[A block of data]
↓
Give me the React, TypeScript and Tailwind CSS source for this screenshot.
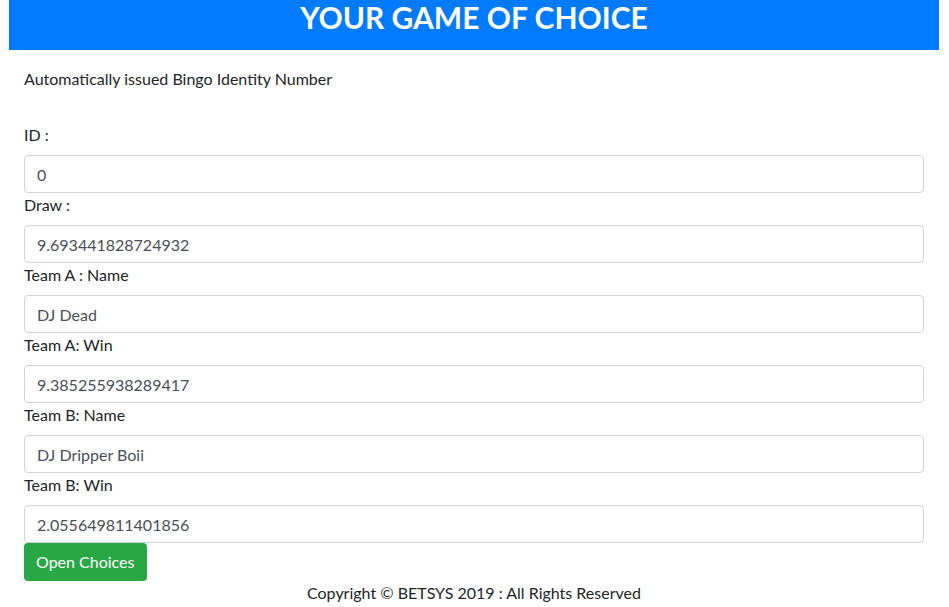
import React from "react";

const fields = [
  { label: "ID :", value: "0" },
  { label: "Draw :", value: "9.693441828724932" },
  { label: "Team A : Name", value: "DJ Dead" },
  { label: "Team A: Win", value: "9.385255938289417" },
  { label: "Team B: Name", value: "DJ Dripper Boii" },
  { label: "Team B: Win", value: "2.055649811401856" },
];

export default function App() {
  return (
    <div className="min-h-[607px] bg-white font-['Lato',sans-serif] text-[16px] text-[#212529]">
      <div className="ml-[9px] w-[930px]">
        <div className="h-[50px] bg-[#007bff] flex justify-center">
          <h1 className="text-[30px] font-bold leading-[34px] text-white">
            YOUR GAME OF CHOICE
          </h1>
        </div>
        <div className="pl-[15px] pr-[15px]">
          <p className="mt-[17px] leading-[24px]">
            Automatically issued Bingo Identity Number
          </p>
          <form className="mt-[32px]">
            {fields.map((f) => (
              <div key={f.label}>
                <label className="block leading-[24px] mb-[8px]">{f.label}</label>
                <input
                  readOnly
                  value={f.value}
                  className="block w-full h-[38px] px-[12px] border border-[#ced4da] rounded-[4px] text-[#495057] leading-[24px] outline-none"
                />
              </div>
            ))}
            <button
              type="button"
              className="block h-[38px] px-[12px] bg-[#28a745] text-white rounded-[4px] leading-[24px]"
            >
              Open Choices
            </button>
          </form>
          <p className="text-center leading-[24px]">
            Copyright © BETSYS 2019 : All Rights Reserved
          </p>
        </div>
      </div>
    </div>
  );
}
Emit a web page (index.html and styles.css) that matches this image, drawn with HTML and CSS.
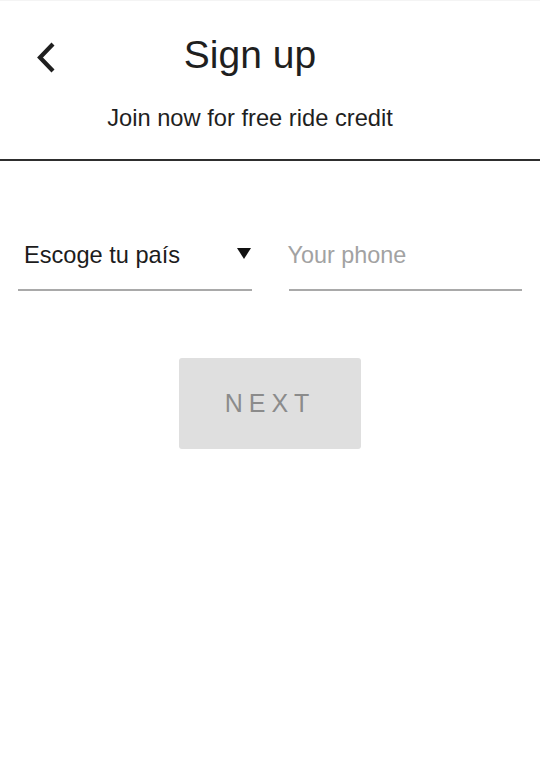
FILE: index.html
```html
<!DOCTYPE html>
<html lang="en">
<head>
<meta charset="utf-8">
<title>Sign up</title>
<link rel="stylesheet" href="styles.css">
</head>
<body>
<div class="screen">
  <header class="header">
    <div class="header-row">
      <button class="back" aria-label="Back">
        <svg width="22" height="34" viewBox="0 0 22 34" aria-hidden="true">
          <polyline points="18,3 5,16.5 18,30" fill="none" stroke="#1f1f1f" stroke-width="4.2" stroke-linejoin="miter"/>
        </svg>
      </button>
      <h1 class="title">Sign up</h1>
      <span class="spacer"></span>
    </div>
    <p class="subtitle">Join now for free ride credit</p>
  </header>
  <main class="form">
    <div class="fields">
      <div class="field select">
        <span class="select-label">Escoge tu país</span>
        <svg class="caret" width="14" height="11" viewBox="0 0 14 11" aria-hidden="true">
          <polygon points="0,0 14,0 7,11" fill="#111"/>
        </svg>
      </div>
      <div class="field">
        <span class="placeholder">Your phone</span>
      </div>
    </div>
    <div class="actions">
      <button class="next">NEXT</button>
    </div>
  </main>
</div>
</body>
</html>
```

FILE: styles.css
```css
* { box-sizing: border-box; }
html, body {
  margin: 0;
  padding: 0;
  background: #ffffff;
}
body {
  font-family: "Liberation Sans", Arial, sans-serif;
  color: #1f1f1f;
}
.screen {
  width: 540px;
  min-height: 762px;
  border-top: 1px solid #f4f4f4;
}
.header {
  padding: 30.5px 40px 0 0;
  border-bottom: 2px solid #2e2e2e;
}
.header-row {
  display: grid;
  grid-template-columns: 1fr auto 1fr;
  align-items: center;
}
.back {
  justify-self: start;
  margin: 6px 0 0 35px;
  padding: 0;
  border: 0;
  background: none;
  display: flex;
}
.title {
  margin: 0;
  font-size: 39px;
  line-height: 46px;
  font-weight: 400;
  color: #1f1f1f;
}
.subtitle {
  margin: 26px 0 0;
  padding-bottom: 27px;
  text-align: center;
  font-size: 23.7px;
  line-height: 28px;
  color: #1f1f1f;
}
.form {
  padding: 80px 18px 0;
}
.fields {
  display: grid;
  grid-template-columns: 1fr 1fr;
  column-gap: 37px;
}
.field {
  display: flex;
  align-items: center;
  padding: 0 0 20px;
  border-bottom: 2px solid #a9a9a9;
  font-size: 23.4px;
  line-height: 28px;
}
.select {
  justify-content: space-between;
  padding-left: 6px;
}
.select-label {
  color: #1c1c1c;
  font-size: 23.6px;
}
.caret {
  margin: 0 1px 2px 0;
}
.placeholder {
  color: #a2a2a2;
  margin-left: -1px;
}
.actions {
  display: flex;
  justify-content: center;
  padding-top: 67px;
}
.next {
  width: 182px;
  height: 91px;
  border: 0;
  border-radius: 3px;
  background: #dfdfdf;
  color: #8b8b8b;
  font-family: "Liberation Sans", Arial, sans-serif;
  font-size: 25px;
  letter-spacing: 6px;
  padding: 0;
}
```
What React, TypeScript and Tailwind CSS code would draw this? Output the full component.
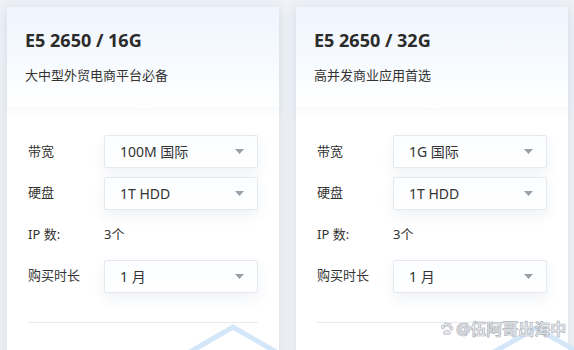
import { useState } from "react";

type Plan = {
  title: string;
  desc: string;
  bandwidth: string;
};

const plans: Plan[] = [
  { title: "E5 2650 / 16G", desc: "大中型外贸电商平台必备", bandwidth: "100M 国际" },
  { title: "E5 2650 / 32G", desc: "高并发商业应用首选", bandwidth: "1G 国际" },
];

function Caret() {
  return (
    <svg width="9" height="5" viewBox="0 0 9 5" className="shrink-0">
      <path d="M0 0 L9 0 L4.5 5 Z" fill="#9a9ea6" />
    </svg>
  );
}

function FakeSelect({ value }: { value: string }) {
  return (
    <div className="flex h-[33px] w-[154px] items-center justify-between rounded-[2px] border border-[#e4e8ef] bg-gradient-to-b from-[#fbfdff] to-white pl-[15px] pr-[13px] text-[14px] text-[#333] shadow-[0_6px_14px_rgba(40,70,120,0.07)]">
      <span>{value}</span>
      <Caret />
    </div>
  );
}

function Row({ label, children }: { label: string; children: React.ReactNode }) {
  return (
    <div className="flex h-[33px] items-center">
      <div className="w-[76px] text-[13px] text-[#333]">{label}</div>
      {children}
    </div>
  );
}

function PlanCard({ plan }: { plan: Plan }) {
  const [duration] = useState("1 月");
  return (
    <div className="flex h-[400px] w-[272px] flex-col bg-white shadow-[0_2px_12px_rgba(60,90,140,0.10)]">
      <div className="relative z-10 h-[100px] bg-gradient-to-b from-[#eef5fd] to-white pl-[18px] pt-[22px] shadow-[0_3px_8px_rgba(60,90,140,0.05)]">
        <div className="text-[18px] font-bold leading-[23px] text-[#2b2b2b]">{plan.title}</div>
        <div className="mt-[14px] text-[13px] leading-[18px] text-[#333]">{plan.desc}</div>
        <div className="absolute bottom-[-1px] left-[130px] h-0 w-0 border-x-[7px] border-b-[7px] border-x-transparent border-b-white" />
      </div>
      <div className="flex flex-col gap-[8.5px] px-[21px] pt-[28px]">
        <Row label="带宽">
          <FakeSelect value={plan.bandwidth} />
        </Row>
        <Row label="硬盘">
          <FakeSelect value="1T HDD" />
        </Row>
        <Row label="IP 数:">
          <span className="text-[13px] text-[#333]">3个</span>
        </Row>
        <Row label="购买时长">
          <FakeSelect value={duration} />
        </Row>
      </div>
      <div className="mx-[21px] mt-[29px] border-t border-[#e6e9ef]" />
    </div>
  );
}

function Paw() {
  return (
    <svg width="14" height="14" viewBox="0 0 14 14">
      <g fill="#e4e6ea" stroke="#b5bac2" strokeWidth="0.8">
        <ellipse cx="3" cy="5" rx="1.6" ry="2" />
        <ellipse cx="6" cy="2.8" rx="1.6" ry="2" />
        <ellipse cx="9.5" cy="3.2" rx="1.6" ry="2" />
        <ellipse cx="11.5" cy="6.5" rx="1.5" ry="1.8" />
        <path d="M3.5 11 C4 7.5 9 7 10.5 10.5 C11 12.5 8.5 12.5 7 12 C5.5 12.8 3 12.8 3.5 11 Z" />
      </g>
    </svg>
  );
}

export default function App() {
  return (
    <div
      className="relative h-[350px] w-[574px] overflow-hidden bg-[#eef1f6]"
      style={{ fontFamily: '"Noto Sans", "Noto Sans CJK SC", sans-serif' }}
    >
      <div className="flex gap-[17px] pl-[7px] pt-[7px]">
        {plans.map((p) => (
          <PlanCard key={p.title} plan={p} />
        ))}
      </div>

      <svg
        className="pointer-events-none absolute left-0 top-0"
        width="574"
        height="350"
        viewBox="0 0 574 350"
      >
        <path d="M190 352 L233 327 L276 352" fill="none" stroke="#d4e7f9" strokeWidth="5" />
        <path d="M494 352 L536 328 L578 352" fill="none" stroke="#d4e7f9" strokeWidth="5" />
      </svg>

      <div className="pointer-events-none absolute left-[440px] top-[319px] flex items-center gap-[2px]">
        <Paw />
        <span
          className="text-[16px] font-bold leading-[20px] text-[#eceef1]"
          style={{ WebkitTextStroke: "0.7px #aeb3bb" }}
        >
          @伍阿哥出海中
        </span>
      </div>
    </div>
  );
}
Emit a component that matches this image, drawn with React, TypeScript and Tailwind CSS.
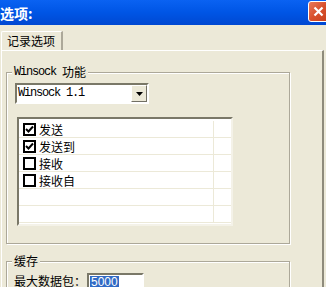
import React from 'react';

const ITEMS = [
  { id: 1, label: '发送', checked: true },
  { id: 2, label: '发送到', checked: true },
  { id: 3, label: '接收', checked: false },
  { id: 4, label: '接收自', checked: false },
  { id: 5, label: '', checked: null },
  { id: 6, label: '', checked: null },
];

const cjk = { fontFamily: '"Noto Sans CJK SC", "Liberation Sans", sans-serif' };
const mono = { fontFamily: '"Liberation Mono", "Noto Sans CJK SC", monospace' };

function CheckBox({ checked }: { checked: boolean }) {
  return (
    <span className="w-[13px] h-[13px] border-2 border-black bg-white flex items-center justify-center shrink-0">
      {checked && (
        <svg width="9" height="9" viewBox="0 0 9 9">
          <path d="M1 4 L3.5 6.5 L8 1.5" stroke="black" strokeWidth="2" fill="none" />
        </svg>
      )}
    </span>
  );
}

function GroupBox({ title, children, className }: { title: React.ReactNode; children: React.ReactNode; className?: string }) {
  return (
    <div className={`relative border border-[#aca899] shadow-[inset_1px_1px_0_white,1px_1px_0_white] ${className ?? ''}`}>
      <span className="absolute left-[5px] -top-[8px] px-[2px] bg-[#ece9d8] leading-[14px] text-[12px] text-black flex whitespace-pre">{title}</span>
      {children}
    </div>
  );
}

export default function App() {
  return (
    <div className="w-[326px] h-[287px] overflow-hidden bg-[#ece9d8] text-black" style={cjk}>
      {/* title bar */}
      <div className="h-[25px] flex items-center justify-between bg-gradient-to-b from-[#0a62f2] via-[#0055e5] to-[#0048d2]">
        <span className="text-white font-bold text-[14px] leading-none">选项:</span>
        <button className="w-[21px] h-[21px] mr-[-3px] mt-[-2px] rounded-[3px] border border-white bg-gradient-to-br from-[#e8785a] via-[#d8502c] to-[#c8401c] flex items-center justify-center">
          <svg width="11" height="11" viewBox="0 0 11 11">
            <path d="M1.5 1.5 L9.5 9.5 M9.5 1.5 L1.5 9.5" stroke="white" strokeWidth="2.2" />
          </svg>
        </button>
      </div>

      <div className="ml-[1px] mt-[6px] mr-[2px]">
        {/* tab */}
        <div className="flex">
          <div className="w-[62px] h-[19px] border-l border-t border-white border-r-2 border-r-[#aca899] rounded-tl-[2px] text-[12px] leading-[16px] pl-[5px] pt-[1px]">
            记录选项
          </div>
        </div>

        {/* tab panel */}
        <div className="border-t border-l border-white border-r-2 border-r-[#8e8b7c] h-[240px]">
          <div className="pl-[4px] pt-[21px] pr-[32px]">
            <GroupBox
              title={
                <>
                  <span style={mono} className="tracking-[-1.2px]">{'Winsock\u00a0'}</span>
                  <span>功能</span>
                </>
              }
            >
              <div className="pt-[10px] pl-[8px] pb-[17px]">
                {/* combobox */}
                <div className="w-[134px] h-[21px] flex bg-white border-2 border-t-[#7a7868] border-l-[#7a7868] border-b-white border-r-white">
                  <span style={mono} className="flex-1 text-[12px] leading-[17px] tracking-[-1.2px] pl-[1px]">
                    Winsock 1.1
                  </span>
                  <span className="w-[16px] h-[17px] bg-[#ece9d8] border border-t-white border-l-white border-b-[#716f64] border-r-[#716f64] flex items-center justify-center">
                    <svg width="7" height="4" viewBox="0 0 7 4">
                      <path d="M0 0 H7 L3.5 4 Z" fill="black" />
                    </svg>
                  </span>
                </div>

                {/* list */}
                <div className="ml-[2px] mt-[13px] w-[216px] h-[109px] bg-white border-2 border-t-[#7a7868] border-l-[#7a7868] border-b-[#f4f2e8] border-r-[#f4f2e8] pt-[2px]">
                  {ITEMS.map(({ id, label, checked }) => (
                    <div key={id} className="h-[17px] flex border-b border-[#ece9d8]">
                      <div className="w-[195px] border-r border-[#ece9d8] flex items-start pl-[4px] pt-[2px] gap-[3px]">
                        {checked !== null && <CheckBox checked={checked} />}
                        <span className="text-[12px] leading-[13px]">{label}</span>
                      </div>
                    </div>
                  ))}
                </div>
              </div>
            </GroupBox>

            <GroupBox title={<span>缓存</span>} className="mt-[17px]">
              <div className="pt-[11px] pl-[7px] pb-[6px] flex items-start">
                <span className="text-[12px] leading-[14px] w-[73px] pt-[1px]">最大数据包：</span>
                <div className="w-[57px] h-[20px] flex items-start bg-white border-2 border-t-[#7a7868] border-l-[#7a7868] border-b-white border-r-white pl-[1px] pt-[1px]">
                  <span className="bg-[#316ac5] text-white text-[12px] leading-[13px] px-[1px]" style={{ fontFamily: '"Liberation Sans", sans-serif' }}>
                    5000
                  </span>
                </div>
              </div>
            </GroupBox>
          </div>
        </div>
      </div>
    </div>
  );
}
↑
Instruction:
Extract every line above containing the word "Emit".

Solution to the exercise:
Emit a web page (index.html and styles.css) that matches this image, drawn with HTML and CSS.
Emit a component that matches this image, drawn with React, TypeScript and Tailwind CSS.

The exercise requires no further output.